What is performance calibration?
Performance calibration is the process by which a group of managers — typically from the same function or level of leadership — review and align on employee performance ratings before those ratings are finalized and shared. The goal is to eliminate inconsistency: to ensure that a "meets expectations" rating at one manager's team means the same thing as a "meets expectations" rating at another's.
Without calibration, performance reviews are only as reliable as the individual manager running them. A manager who tends toward leniency will inflate their team's ratings; a manager who is overly critical will deflate theirs. The result is a distribution that tells you more about manager personality than actual employee performance.
Why does performance calibration matter?
The stakes of poor calibration go beyond individual unfairness. As of 2026, research from McKinsey and Mercer confirms that organizations running structured calibration sessions report 30-40% less rating variance across managers. When ratings are inconsistent, they corrupt every downstream decision that depends on them:
- Compensation decisions. If Team A's ratings are systematically higher than Team B's for equivalent performance, Team A employees will receive higher merit increases — not because they performed better, but because their manager grades more generously.
- Promotion decisions. Inflated ratings create a pipeline of "high performers" who have not actually demonstrated the behaviors required for the next level. This leads to failed promotions and eroded trust in the process.
- Retention risk identification. If calibration surfaces that a high-performer has been underrated, the organization can act before that employee disengages or leaves.
- Bias mitigation. Research consistently shows that underrepresented groups are more likely to be rated differently for equivalent performance. A structured calibration process with explicit criteria is one of the most effective tools for catching and correcting these patterns.
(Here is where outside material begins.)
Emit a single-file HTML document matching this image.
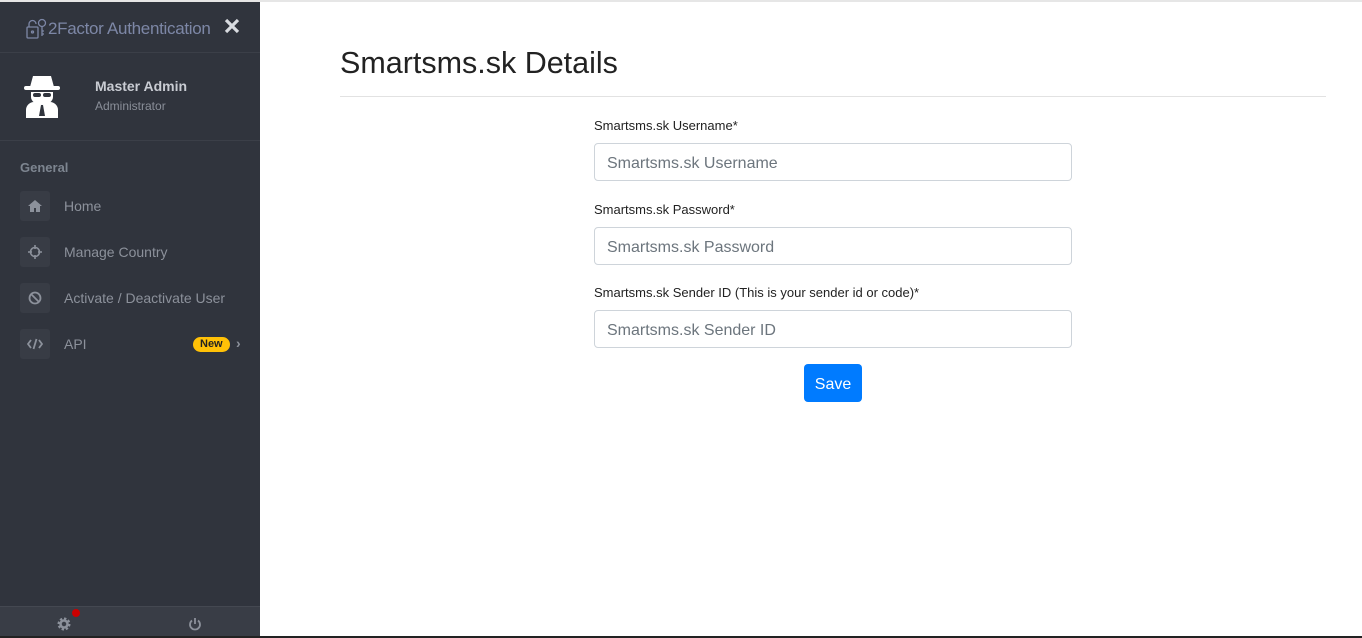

How does a calibration session work?
Calibration sessions are typically structured meetings that run after managers have submitted their initial ratings but before those ratings are shared with employees. A well-run session follows a repeatable format:
- Pre-work. Managers receive a summary of their team's distribution before the session. They review any outliers (ratings at the extremes) and prepare evidence-based justifications.
- Presentation and challenge. Each manager presents their ratings, starting with the cases that require the most discussion. Other managers — and HR — ask questions, challenge assumptions, and surface patterns they have observed.
- Normalization. The group works toward a shared calibrated distribution that reflects actual performance differences rather than manager grading habits.
- Documentation. Final calibrated ratings are recorded along with any key discussion points. This creates an audit trail for future reference and for conversations with employees.
What are the most common calibration failure modes?
Calibration sessions can fail in predictable ways if they are not structured carefully:
- Loudest voice wins. Without a structured facilitation approach, the most senior or most confident person in the room drives all rating decisions. This is just manager bias in a different form.
- No evidence requirement. If managers can justify ratings with "I feel like they are ready" rather than specific behavioral examples, calibration becomes a negotiation rather than an analysis.
- Too large a group. Calibrating 200 employees in a single session is not effective. Keep sessions to 15–25 employees at most, and use the time for substantive discussion rather than rubber-stamping.
- Ratings anchored to comp, not performance. When managers know the budget before calibration, ratings get reverse-engineered from desired pay outcomes. Whenever possible, calibrate performance before compensation discussions begin.
How does calibration connect to people analytics?
A well-run calibration process generates valuable data that feeds directly into people analytics. Over multiple cycles, you can track rating distributions by team, function, tenure, and demographic group — surfacing systemic patterns that might be invisible from any single calibration session. This data is most valuable when it is structured and consistently collected, which is why purpose-built performance tools outperform spreadsheets for calibration at scale.